Goal
Check each line of the data for "components" and select those that have it.
########
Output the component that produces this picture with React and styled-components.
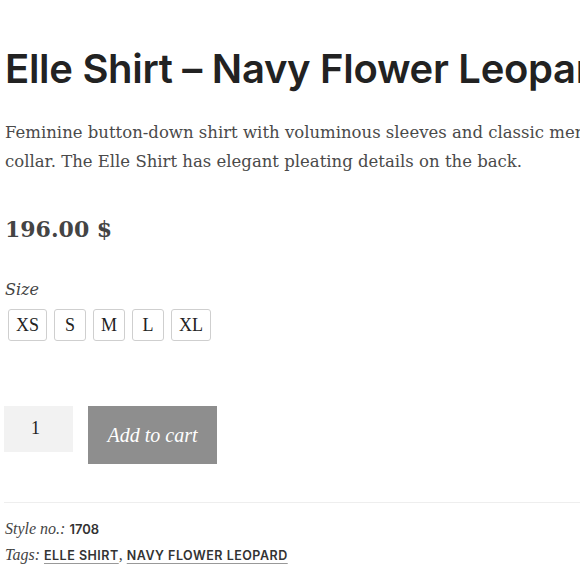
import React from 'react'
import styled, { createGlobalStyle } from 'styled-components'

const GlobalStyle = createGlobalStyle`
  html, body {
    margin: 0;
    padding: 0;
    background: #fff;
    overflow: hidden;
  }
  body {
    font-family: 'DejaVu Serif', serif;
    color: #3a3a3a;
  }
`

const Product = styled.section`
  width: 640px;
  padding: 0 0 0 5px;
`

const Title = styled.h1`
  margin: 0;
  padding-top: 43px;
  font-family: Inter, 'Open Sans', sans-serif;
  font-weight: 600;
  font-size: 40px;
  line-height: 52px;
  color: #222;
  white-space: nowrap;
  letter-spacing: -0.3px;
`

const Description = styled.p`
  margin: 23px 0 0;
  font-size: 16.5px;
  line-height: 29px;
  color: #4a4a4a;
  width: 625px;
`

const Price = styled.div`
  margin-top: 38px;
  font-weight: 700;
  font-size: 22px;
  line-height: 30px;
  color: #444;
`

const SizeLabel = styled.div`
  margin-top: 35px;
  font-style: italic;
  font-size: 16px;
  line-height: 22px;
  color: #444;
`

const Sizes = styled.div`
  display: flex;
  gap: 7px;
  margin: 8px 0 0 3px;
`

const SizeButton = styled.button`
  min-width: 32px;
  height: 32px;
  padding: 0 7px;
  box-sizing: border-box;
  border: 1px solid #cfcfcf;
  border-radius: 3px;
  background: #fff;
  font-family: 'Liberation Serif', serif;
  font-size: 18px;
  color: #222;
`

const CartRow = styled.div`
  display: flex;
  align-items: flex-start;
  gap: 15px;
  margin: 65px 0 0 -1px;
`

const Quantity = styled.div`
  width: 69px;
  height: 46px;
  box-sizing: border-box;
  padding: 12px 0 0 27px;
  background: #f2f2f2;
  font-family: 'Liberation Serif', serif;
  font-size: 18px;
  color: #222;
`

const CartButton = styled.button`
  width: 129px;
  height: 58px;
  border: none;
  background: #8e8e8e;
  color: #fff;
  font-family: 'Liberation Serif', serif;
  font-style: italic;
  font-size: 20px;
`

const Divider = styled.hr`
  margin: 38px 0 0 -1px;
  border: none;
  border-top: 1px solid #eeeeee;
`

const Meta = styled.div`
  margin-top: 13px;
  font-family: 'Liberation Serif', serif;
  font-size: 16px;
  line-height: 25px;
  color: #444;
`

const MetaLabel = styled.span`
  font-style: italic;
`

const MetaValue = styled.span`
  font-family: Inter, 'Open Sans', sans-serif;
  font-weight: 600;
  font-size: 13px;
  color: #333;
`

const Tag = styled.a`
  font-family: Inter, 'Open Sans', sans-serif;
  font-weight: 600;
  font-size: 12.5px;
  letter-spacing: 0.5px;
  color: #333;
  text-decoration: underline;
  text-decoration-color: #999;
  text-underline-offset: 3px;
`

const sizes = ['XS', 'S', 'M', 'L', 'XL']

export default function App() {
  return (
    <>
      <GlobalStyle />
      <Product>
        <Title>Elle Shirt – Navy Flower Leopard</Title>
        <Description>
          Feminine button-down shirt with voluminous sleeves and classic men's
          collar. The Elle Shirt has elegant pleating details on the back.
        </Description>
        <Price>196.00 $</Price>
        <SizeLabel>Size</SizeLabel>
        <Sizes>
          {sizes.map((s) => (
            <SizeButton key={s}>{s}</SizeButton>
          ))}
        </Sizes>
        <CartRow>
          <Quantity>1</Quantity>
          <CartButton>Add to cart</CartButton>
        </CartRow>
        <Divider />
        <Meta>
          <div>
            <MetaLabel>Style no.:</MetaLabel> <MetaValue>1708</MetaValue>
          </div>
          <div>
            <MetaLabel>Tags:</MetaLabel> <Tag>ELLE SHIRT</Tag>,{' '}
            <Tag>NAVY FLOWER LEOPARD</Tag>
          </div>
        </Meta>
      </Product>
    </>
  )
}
########
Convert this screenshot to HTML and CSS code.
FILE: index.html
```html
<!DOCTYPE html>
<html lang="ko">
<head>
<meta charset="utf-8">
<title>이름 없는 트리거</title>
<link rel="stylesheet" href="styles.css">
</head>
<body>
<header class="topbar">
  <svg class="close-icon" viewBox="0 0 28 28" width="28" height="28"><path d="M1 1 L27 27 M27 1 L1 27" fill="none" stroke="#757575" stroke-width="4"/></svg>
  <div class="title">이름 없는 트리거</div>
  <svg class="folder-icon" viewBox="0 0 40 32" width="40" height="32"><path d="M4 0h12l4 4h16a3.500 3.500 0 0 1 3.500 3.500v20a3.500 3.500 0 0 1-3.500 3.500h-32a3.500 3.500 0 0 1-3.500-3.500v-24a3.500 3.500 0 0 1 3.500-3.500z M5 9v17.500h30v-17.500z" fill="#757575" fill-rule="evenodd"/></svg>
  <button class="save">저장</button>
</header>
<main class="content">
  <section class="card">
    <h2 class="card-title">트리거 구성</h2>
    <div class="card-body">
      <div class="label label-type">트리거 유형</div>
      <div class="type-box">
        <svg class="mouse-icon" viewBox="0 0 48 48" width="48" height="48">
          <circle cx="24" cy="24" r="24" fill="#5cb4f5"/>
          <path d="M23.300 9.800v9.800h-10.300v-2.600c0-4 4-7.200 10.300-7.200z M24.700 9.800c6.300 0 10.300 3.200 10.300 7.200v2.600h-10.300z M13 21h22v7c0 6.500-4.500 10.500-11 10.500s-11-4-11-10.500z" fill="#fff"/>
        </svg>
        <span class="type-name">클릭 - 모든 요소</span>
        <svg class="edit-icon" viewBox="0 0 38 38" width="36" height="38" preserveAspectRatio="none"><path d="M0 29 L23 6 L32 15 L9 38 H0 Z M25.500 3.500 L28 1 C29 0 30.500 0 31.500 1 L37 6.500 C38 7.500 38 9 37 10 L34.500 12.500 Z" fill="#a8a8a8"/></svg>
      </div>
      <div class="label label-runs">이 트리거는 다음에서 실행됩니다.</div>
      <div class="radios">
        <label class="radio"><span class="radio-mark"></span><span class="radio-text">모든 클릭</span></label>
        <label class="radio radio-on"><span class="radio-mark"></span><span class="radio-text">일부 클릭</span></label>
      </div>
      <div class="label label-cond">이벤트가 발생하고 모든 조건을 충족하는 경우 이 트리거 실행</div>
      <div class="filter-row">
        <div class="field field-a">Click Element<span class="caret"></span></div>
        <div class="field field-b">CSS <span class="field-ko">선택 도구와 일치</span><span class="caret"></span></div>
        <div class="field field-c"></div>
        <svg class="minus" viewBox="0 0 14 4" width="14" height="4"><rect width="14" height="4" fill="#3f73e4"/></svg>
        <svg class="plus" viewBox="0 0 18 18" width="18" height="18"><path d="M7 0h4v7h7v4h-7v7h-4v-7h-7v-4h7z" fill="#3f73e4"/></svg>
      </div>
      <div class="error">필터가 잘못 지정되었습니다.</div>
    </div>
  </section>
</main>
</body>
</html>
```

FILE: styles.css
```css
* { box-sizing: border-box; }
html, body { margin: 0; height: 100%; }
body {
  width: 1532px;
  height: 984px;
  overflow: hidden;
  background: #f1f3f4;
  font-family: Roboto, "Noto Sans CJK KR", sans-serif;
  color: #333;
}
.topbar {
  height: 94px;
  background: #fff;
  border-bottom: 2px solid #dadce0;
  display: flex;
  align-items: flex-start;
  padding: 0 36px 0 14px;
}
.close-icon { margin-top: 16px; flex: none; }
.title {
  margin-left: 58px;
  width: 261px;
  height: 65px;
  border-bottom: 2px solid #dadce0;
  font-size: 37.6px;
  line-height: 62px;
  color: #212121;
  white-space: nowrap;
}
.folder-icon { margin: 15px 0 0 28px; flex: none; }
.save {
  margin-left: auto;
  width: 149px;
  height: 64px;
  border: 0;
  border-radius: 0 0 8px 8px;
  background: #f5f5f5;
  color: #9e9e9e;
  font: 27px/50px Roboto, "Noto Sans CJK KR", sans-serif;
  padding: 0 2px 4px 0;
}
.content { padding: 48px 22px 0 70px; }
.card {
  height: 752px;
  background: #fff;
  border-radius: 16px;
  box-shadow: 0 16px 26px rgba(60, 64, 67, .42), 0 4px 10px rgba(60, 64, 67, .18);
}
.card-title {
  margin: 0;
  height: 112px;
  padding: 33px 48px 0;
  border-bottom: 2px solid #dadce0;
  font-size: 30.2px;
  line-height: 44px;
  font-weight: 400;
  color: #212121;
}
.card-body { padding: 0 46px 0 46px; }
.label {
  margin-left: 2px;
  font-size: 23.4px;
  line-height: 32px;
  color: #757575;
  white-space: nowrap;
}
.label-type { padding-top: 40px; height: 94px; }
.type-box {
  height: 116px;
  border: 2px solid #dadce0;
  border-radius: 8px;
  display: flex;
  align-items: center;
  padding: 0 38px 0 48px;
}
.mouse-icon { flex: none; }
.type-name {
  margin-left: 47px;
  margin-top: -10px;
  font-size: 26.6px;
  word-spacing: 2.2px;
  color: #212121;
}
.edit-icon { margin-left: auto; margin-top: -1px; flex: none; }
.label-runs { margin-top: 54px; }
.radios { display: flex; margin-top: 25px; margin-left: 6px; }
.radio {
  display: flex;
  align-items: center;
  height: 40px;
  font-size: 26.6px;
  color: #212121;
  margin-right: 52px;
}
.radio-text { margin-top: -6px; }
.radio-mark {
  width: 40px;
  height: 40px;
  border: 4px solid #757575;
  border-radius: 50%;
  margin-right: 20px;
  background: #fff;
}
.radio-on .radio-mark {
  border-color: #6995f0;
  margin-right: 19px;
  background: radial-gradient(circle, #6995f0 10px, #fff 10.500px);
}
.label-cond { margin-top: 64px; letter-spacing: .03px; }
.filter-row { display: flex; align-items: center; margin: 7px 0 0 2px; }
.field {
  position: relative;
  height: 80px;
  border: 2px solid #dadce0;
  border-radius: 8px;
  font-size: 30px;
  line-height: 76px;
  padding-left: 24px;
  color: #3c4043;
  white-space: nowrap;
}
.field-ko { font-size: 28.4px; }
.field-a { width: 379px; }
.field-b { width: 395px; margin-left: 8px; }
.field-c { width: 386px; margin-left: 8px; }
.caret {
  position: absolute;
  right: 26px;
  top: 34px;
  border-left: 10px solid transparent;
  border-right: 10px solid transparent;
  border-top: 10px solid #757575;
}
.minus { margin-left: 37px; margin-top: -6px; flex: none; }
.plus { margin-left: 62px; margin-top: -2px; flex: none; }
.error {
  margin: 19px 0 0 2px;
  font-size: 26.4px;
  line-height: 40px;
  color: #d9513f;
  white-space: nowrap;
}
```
########
Problem solution
Output the component that produces this picture with React and styled-components.
import styled, { createGlobalStyle } from 'styled-components'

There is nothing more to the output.